If your adult children, like mine, wait forever (and ever and ever) to have kids, you will find your superannuated-self getting ready for the inevitable family visit to the cabin with both anticipation and trepidation. You’ve seen us at the supermarket, our carts piled high with all kinds of food we never eat, prattling away about how excited we are that the family is coming up this weekend. But, if you look closer, you’ll notice a strain about our eyes denoting a weird combination of passionate love and pure dread.

We love them to bits, but we know what is coming: the Zen-like tranquility of our personal arrangements is about to be radically altered.
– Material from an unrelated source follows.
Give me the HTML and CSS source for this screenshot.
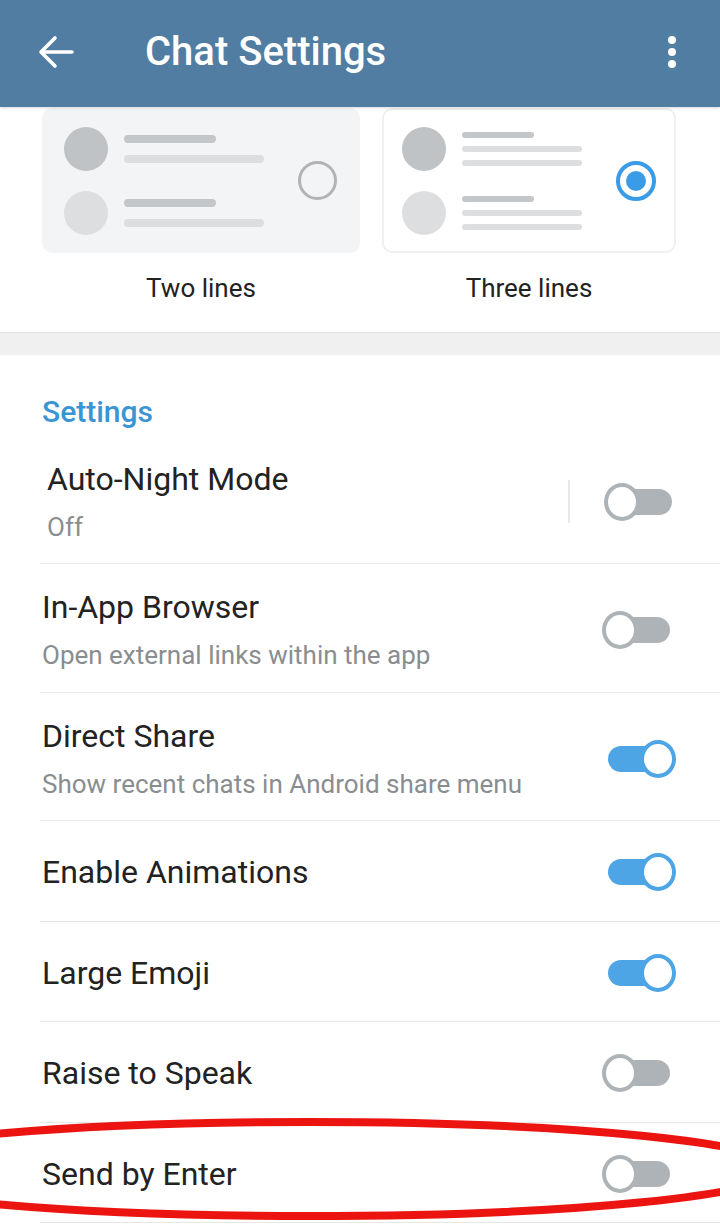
FILE: index.html
```html
<!DOCTYPE html>
<html lang="en">
<head>
    <meta charset="UTF-8">
    <title>Chat Settings</title>
    <link rel="stylesheet" href="styles.css">
</head>
<body>
    <header class="toolbar">
        <svg class="back" width="48" height="48" viewBox="0 0 48 48">
            <path d="M9 24H40M23 10L9 24L23 38" fill="none" stroke="#fff" stroke-width="3.6" stroke-linecap="round" stroke-linejoin="round"/>
        </svg>
        <h1>Chat Settings</h1>
        <svg class="menu" width="8" height="34" viewBox="0 0 8 34">
            <circle cx="4" cy="5" r="4" fill="#fff"/>
            <circle cx="4" cy="17" r="4" fill="#fff"/>
            <circle cx="4" cy="29" r="4" fill="#fff"/>
        </svg>
    </header>

    <section class="layouts">
        <div class="option">
            <div class="card card--two">
                <div class="preview">
                    <div class="item">
                        <span class="avatar"></span>
                        <div class="lines">
                            <span class="line short dark"></span>
                            <span class="line long"></span>
                        </div>
                    </div>
                    <div class="item">
                        <span class="avatar light"></span>
                        <div class="lines">
                            <span class="line short dark"></span>
                            <span class="line long"></span>
                        </div>
                    </div>
                </div>
                <span class="radio"></span>
            </div>
            <div class="option-label">Two lines</div>
        </div>
        <div class="option">
            <div class="card card--three">
                <div class="preview">
                    <div class="item">
                        <span class="avatar"></span>
                        <div class="lines">
                            <span class="line short dark"></span>
                            <span class="line long"></span>
                            <span class="line long"></span>
                        </div>
                    </div>
                    <div class="item">
                        <span class="avatar light"></span>
                        <div class="lines">
                            <span class="line short dark"></span>
                            <span class="line long"></span>
                            <span class="line long"></span>
                        </div>
                    </div>
                </div>
                <span class="radio checked"></span>
            </div>
            <div class="option-label">Three lines</div>
        </div>
    </section>

    <div class="gap"></div>

    <section class="settings">
        <h2>Settings</h2>

        <div class="row row--night">
            <div class="text">
                <div class="title">Auto-Night Mode</div>
                <div class="sub">Off</div>
            </div>
            <span class="vline"></span>
            <span class="switch"></span>
        </div>
        <div class="row">
            <div class="text">
                <div class="title">In-App Browser</div>
                <div class="sub">Open external links within the app</div>
            </div>
            <span class="switch"></span>
        </div>
        <div class="row">
            <div class="text">
                <div class="title">Direct Share</div>
                <div class="sub">Show recent chats in Android share menu</div>
            </div>
            <span class="switch on"></span>
        </div>
        <div class="row row--single">
            <div class="title">Enable Animations</div>
            <span class="switch on"></span>
        </div>
        <div class="row row--single">
            <div class="title">Large Emoji</div>
            <span class="switch on"></span>
        </div>
        <div class="row row--single">
            <div class="title">Raise to Speak</div>
            <span class="switch"></span>
        </div>
        <div class="row row--single">
            <div class="title">Send by Enter</div>
            <span class="switch"></span>
        </div>
    </section>

    <svg class="mark" width="720" height="140" viewBox="0 1100 720 140">
        <ellipse cx="309" cy="1169" rx="471" ry="47" fill="none" stroke="#ec1410" stroke-width="8"/>
    </svg>
</body>
</html>
```

FILE: styles.css
```css
body {
    margin: 0;
    width: 720px;
    height: 1227px;
    overflow: hidden;
    position: relative;
    background: #fff;
    font-family: Roboto, "Noto Sans", sans-serif;
    color: #222;
}

.toolbar {
    height: 107px;
    box-sizing: border-box;
    padding: 0 44px 4px 32px;
    background: #517da2;
    display: flex;
    align-items: center;
    position: relative;
    z-index: 2;
    box-shadow: 0 1px 3px rgba(0,0,0,0.15);
}
.toolbar h1 {
    margin: 0 0 0 65px;
    flex: 1;
    font-size: 40px;
    font-weight: 500;
    color: #fff;
    line-height: 48px;
}

.layouts {
    display: grid;
    grid-template-columns: 318px 294px;
    gap: 22px;
    padding: 1px 44px 0 42px;
    height: 225px;
    box-sizing: border-box;
}
.card {
    height: 145px;
    box-sizing: border-box;
    border-radius: 10px;
    display: flex;
    align-items: center;
    justify-content: space-between;
}
.card--two {
    background: #f3f4f5;
    padding: 0 23px 0 22px;
}
.card--three {
    border: 2px solid #eef0f1;
    padding: 0 18px 0 18px;
}
.preview {
    display: flex;
    flex-direction: column;
    gap: 20px;
}
.item {
    display: flex;
    align-items: center;
    gap: 16px;
}
.avatar {
    width: 44px;
    height: 44px;
    border-radius: 50%;
    background: #c0c3c6;
}
.avatar.light {
    background: #dcdee0;
}
.lines {
    display: flex;
    flex-direction: column;
}
.line {
    display: block;
    border-radius: 4px;
    background: #dcdee0;
}
.line.dark {
    background: #c4c7ca;
}
.card--two .lines {
    gap: 12px;
}
.card--two .line {
    height: 8px;
}
.card--two .short { width: 92px; }
.card--two .long { width: 140px; }
.card--three .lines {
    gap: 8px;
}
.card--three .line {
    height: 6px;
    border-radius: 3px;
}
.card--three .short { width: 72px; }
.card--three .long { width: 120px; }

.radio {
    width: 39px;
    height: 39px;
    box-sizing: border-box;
    border-radius: 50%;
    border: 3px solid #b3b3b3;
    display: flex;
    align-items: center;
    justify-content: center;
}
.radio.checked {
    width: 40px;
    height: 40px;
    border: 4px solid #3a9be6;
}
.radio.checked::after {
    content: "";
    width: 20px;
    height: 20px;
    border-radius: 50%;
    background: #3a9be6;
}
.option-label {
    margin-top: 20px;
    text-align: center;
    font-size: 26px;
    line-height: 30px;
}

.gap {
    height: 23px;
    background: #f0f0f0;
    box-shadow: inset 0 1px 1px rgba(0,0,0,0.06);
}

.settings h2 {
    margin: 0;
    padding: 40.5px 0 8px 42px;
    font-size: 30px;
    font-weight: 500;
    line-height: 32px;
    color: #3a95d5;
}
.row {
    margin-left: 40px;
    padding: 25px 44px 20.5px 2px;
    border-bottom: 1px solid #e7e7e7;
    display: flex;
    align-items: center;
}
.row--single {
    padding-top: 32px;
    padding-bottom: 29.5px;
}
.row--night {
    padding-left: 7px;
    padding-right: 42px;
}
.text {
    flex: 1;
}
.row--single .title {
    flex: 1;
}
.title {
    font-size: 32px;
    line-height: 36px;
}
.sub {
    margin-top: 14px;
    font-size: 26px;
    line-height: 32px;
    color: #8a8d90;
}
.vline {
    width: 2px;
    height: 43px;
    background: #e8e8e8;
    margin-right: 34px;
}

.switch {
    width: 74px;
    height: 38px;
    position: relative;
    flex: none;
}
.switch::before {
    content: "";
    position: absolute;
    left: 6px;
    right: 6px;
    top: 6px;
    height: 26px;
    border-radius: 13px;
    background: #adb3b7;
}
.switch::after {
    content: "";
    position: absolute;
    left: 0;
    top: 0;
    width: 36px;
    height: 38px;
    box-sizing: border-box;
    border-radius: 50%;
    border: 4px solid #adb3b7;
    background: #fff;
}
.switch.on::before {
    background: #4da5e6;
}
.switch.on::after {
    left: auto;
    right: 0;
    border-color: #4da5e6;
}

.mark {
    position: absolute;
    left: 0;
    top: 1100px;
    pointer-events: none;
}
```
Within an hour of our dear family’s arrival, every surface of our floor, carpet, dining room table, sofa, chairs, coffee table and even our stairs will be strewn with toys, books, wet shirts, sand, juice boxes, gum, wet bathing suits, sand, diapers, toy dump trucks, teddy bears, sand, legos, handheld video games, and underwear. But it's worth the mess.
There is a vulnerability about our grandchildren that makes us feel vulnerable too. When we are alone, we hike intrepidly through a forest where coyote packs gather at dusk, but refuse to go within a mile of that same forest with our babies and toddlers, even in their strollers. When screaming ravens mob something in the woods, following the blood chilling death cry of a fawn, we consider the event with a certain scientific detachment – something feline: bobcat? lynx? Maybe the cougar that was spotted last week in the meadow behind the house? But when our grandchildren come visit, we turn into terrified rabbits, sticking to them like glue every second they are outside.

Of course, all kinds of glorious moments more than make up for any minor headaches. My little granddaughter pads up the loft stairs before anyone else is up and snuggles into bed with me.

My older grandsons spend hours wading about in the river with a net and a jam jar, marveling at every minnow and baby crayfish they manage to catch.  

Then there’s the memory of sitting on the water stairs at sunset with my granddaughter when 17 mergansers came gliding in for the night, with all but one solitary sentry duck tucking their heads under their wings to go to sleep, drifting around and around in the eddy.

There is the delight of paddling down the Betsie River behind my 10-year-old grandson as he joyously skims ahead, as a great blue heron flies down the river, shouting joyfully at the sun as if the world were brand new – which, of course, it is every morning at the cabin. A brand new day to fill with glorious moments.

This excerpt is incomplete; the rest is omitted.